> _Exercise aim_
Find, in the records below, the line that contains "Recreate this image" and the line that contains "const isDigit = (label)". Copy those two lines and everything between them exactly, but not the pictures.

++++ Exercise inputs

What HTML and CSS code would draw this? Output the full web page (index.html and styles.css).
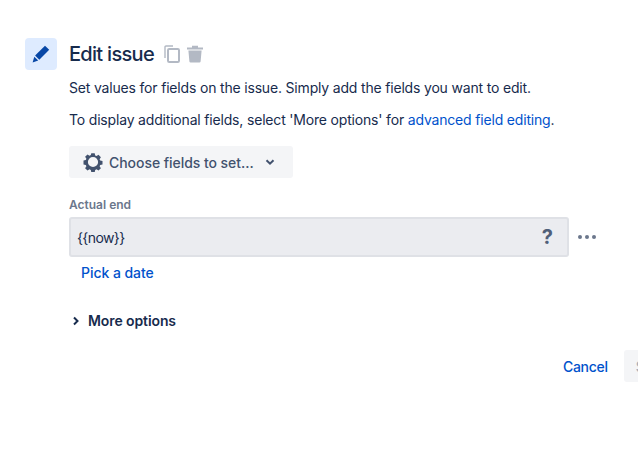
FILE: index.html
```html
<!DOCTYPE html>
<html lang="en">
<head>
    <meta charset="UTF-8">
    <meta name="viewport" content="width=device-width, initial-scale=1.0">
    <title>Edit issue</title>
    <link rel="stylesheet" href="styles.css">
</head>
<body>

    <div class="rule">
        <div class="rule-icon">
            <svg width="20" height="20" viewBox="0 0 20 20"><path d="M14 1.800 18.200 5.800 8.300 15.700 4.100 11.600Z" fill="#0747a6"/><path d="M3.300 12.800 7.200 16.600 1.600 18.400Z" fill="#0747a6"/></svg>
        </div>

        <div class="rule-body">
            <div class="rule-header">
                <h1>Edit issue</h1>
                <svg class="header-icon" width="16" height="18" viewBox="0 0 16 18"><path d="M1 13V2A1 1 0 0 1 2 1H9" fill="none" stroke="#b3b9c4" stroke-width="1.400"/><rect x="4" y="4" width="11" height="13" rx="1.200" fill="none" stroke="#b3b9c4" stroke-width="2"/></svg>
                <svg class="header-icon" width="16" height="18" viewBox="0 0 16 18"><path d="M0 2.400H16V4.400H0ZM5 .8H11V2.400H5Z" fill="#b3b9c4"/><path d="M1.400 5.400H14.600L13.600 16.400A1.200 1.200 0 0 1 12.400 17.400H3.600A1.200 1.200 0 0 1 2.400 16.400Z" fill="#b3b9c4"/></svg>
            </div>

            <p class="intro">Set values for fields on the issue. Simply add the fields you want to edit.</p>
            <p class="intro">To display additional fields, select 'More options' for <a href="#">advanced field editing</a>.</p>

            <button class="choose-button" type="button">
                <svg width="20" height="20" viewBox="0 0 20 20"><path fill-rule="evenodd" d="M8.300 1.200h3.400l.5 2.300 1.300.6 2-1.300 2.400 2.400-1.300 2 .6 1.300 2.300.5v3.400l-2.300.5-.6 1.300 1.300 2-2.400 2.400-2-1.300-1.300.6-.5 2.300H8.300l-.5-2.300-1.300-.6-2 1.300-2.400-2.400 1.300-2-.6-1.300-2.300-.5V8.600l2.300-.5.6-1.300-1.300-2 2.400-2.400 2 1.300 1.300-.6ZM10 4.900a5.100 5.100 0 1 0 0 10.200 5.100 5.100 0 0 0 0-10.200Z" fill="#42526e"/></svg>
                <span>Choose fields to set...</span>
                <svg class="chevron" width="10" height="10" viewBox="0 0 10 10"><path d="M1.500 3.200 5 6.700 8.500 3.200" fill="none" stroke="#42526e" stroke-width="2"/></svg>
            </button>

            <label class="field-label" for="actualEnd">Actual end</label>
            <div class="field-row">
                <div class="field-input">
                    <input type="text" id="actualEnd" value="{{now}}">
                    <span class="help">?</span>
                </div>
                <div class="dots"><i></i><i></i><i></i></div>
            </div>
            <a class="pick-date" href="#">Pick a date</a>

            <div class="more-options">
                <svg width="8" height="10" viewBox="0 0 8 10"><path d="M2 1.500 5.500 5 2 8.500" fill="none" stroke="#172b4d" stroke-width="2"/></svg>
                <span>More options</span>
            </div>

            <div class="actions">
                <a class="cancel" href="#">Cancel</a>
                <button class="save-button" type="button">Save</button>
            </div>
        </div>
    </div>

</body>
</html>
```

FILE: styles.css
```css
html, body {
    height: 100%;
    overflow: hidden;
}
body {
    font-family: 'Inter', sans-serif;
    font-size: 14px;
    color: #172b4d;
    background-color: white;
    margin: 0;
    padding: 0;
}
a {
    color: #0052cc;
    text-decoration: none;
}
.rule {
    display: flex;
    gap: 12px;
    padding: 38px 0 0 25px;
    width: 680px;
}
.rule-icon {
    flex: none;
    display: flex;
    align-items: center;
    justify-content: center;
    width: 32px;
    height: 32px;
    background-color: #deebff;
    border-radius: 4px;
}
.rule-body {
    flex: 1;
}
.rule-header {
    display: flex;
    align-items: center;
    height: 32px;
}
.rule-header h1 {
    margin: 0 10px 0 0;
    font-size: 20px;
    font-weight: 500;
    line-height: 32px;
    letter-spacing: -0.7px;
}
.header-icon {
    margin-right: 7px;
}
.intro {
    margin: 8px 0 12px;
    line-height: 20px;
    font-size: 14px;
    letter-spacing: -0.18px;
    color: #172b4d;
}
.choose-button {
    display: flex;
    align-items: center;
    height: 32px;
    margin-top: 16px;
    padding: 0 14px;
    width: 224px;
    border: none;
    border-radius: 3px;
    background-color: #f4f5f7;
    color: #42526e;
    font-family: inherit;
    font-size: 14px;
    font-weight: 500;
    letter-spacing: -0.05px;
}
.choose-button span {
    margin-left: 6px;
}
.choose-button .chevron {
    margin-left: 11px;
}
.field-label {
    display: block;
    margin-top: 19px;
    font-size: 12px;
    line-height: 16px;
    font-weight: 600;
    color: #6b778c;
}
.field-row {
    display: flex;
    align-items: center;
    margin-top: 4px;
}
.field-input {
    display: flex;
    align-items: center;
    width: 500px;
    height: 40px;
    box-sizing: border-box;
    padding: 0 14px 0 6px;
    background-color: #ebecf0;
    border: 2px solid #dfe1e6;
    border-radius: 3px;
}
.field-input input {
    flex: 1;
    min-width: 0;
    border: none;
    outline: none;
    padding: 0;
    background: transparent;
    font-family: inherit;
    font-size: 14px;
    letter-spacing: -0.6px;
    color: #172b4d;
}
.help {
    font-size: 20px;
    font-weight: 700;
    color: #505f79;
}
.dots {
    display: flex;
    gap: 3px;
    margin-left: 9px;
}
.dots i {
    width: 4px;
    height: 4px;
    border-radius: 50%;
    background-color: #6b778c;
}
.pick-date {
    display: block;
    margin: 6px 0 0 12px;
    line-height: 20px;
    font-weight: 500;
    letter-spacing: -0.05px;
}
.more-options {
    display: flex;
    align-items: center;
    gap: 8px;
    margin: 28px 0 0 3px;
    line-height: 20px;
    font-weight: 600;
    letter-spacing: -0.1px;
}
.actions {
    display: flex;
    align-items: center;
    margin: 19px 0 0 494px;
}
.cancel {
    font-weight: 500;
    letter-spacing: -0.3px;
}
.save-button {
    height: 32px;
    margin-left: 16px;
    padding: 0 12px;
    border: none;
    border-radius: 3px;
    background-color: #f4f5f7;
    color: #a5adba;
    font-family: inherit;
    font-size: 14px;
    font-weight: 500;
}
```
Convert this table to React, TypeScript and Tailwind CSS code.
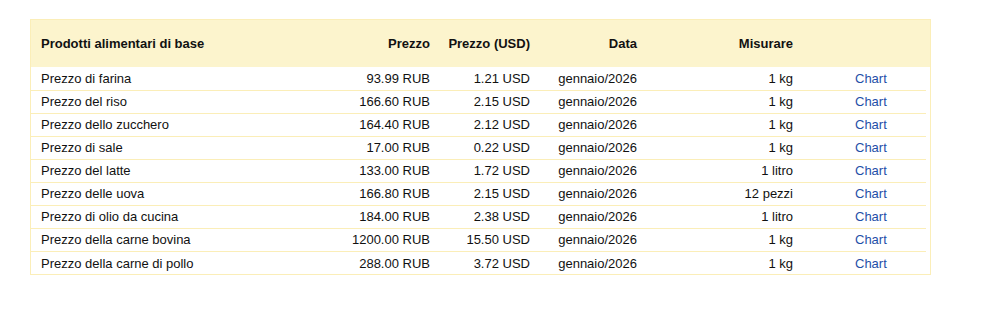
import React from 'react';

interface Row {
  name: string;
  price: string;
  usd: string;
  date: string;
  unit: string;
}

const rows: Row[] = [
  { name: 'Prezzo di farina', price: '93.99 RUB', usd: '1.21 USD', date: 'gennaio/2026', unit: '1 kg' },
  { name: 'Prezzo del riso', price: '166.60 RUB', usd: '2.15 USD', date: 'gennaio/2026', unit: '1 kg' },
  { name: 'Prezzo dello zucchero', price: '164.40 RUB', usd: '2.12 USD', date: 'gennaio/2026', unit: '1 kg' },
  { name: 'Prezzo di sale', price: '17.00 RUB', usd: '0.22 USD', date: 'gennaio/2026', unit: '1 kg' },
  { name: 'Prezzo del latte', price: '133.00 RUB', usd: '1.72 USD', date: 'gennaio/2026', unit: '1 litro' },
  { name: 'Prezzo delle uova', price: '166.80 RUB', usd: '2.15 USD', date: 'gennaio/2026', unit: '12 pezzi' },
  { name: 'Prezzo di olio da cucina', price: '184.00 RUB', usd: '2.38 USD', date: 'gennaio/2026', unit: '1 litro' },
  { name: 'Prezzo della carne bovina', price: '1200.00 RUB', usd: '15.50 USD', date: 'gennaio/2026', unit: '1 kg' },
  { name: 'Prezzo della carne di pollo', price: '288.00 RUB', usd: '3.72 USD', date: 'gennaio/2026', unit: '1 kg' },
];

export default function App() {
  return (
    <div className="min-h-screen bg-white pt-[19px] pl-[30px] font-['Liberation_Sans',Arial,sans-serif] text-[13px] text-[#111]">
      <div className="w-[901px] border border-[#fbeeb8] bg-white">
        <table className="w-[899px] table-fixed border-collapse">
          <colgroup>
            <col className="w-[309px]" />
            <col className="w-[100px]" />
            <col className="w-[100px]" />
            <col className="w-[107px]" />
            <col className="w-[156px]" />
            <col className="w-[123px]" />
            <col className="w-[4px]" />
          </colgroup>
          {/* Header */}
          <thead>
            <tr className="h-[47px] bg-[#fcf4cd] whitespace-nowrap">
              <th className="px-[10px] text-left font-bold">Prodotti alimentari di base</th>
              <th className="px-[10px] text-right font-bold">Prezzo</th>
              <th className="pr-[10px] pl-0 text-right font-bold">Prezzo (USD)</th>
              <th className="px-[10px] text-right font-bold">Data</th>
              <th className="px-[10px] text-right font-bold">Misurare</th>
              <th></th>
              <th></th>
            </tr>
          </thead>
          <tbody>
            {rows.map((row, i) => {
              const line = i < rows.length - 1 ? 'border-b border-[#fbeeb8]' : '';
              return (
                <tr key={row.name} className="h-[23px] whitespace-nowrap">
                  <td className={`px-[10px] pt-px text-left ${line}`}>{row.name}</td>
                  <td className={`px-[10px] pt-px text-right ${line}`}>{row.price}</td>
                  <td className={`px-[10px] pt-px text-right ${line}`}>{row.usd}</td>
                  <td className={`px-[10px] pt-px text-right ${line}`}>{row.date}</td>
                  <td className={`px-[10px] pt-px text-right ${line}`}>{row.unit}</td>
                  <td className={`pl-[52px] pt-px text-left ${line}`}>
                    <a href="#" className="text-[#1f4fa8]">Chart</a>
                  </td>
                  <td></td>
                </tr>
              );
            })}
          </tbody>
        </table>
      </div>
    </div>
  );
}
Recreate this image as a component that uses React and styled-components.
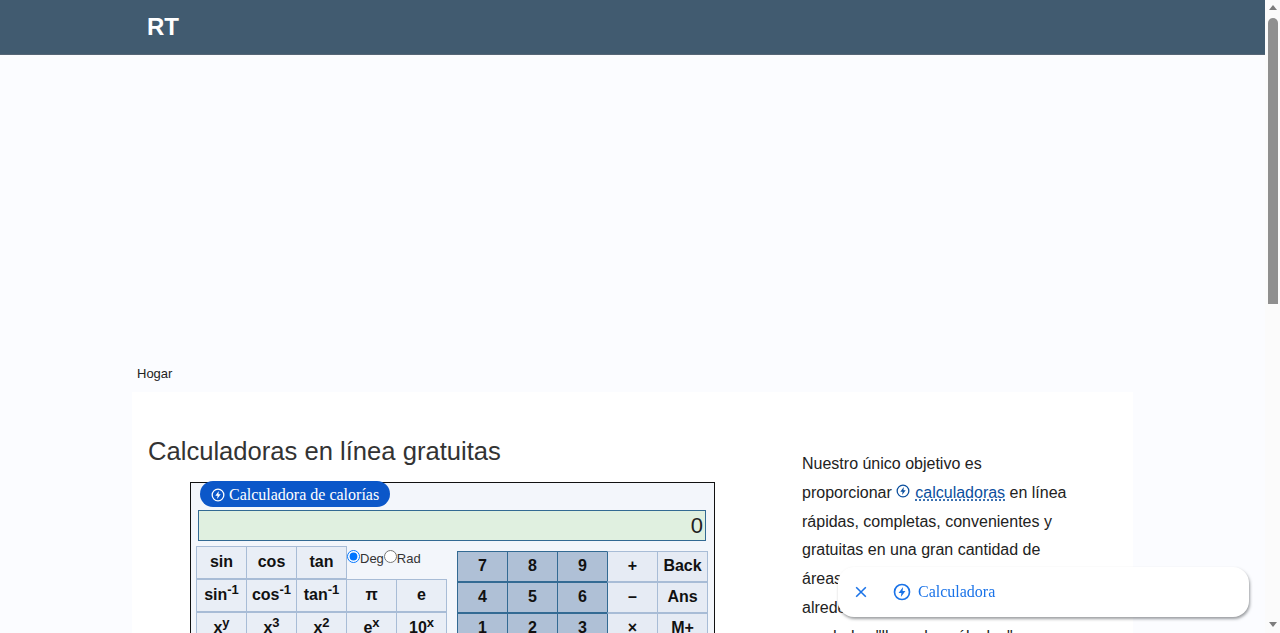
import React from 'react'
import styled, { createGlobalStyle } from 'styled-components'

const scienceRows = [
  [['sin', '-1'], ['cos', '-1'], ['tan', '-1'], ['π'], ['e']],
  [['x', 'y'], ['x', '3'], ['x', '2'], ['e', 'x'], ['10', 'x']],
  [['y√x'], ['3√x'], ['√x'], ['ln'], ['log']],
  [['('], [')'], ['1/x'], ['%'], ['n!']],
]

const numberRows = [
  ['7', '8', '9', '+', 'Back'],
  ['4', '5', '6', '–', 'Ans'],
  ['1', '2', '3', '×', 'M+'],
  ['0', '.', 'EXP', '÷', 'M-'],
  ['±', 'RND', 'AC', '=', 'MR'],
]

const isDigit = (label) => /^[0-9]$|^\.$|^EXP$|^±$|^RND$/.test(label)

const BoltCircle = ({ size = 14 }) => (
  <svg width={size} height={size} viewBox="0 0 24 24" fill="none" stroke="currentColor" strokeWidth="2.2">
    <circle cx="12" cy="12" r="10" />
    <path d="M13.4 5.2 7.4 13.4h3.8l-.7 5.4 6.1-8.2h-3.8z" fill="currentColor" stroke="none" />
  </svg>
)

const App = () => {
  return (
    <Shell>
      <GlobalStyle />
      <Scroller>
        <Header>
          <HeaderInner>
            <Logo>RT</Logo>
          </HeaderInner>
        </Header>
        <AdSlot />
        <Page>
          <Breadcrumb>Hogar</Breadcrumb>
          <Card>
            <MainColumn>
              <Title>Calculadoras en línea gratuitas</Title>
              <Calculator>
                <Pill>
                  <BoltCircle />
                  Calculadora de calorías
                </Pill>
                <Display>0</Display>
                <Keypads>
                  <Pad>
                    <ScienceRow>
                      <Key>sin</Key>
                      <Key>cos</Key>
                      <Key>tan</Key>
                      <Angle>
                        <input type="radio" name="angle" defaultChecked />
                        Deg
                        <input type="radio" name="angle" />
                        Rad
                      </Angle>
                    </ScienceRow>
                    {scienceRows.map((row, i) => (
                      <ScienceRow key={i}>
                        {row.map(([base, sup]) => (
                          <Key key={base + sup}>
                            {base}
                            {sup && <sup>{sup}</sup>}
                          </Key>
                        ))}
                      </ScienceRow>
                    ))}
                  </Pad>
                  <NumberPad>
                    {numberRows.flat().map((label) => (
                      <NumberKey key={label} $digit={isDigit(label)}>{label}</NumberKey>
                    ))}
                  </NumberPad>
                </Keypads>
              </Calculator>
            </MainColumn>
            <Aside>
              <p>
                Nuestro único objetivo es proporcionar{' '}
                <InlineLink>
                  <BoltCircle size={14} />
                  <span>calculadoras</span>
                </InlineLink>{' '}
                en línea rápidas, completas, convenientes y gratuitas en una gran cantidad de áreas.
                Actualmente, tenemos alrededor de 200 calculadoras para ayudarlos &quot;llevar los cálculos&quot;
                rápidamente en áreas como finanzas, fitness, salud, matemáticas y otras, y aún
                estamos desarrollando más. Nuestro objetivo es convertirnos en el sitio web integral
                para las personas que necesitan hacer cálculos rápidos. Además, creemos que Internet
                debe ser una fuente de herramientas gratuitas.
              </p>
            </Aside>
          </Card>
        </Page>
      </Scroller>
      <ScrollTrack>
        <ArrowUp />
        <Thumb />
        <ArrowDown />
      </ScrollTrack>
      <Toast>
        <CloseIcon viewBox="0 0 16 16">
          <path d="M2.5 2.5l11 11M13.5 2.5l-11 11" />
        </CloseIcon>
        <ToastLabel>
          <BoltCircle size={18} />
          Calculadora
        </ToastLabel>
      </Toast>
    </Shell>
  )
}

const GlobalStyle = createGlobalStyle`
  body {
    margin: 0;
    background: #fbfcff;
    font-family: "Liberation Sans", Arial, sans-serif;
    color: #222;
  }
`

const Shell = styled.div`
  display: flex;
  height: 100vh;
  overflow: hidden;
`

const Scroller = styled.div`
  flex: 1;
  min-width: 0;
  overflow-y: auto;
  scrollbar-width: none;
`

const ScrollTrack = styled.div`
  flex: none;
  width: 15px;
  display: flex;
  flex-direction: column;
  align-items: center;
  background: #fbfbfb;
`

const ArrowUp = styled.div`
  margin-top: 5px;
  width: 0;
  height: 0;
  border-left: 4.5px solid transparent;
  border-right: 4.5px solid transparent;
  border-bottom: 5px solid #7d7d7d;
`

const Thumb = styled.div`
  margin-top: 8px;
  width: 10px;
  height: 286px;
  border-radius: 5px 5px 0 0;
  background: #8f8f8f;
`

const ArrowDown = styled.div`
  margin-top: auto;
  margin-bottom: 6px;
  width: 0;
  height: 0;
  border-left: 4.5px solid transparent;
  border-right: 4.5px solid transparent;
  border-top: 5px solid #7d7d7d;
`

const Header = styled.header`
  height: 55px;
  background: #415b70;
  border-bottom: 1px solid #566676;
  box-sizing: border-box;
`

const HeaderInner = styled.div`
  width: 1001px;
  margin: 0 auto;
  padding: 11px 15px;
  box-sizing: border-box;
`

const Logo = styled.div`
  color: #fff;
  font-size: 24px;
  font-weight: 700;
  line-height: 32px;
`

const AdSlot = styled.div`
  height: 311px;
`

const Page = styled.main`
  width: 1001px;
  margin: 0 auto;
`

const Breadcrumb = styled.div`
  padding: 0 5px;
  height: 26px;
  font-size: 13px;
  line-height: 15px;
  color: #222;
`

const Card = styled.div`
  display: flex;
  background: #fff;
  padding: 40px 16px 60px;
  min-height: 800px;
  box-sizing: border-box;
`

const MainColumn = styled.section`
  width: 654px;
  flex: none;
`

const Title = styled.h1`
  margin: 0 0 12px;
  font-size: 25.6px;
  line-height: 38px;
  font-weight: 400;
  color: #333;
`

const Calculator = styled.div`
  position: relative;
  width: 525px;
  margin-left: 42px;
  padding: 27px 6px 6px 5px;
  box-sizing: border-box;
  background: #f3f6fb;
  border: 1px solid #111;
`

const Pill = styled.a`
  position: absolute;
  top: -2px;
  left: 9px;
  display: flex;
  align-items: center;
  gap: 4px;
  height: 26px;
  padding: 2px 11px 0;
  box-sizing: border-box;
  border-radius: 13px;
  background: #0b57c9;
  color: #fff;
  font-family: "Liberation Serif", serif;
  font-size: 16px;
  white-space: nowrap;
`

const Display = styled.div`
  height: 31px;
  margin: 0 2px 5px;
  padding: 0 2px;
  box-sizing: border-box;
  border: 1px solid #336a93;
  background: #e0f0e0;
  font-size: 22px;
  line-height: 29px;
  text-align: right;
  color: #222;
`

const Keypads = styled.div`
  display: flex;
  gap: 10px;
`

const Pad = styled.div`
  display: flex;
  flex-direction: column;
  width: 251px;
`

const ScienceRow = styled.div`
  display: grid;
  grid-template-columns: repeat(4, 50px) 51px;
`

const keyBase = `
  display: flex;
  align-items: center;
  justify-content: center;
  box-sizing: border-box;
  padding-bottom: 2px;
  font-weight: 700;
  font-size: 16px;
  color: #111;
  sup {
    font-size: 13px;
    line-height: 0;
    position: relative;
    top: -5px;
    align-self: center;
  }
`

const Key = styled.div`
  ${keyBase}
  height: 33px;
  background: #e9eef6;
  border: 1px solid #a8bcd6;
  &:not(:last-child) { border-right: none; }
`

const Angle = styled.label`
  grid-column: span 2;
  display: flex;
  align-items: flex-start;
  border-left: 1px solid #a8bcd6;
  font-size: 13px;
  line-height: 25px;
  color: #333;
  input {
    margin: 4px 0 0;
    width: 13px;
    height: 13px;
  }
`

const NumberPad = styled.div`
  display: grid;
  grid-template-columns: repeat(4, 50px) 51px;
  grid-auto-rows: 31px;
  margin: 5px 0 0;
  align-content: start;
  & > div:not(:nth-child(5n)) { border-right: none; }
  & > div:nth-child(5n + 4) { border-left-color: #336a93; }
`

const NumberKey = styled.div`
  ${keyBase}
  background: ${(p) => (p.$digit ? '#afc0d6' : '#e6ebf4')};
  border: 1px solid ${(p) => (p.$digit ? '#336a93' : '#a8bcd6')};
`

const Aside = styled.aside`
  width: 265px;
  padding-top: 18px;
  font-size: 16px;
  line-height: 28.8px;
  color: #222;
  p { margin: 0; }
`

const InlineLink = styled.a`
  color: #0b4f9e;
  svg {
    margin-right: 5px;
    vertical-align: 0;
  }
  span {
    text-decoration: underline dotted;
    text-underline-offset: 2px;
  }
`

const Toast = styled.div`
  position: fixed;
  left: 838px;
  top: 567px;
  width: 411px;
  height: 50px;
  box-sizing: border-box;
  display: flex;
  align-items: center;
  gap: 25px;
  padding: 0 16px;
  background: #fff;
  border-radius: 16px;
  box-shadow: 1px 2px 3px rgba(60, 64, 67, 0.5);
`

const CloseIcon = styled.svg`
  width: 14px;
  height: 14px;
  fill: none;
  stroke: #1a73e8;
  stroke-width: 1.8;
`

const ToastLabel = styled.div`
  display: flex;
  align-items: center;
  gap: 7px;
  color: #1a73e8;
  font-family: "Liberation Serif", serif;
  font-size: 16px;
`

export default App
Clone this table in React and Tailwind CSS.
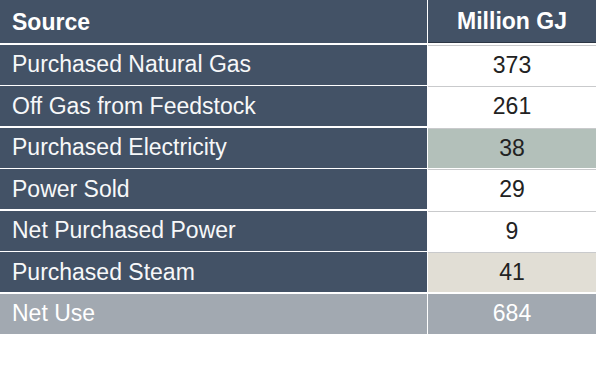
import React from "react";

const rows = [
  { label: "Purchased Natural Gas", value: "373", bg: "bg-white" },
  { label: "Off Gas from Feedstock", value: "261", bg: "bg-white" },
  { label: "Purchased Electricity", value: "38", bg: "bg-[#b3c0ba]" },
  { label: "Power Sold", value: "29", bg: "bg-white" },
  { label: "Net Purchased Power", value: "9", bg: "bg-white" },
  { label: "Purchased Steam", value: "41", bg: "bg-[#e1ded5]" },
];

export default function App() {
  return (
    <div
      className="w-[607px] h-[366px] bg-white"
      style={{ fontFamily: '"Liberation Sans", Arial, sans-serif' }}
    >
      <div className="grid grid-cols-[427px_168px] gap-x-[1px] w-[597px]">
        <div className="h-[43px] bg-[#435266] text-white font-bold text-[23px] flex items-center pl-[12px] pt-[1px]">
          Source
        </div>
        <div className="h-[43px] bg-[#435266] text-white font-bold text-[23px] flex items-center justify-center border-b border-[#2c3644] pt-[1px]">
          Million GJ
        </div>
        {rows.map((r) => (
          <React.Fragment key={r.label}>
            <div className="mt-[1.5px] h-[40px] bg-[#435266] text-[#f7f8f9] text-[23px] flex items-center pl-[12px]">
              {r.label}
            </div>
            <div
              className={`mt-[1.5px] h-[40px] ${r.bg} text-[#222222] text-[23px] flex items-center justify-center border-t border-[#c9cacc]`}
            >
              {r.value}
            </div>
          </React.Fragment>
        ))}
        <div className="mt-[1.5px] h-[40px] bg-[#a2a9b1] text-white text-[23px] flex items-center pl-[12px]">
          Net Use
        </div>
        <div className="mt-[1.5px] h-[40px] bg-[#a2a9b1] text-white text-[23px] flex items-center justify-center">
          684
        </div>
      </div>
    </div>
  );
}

++++++++

> _Problem solution_
Recreate this image as a component that uses React and styled-components.
import React from 'react'
import styled, { createGlobalStyle } from 'styled-components'

const scienceRows = [
  [['sin', '-1'], ['cos', '-1'], ['tan', '-1'], ['π'], ['e']],
  [['x', 'y'], ['x', '3'], ['x', '2'], ['e', 'x'], ['10', 'x']],
  [['y√x'], ['3√x'], ['√x'], ['ln'], ['log']],
  [['('], [')'], ['1/x'], ['%'], ['n!']],
]

const numberRows = [
  ['7', '8', '9', '+', 'Back'],
  ['4', '5', '6', '–', 'Ans'],
  ['1', '2', '3', '×', 'M+'],
  ['0', '.', 'EXP', '÷', 'M-'],
  ['±', 'RND', 'AC', '=', 'MR'],
]

const isDigit = (label) => /^[0-9]$|^\.$|^EXP$|^±$|^RND$/.test(label)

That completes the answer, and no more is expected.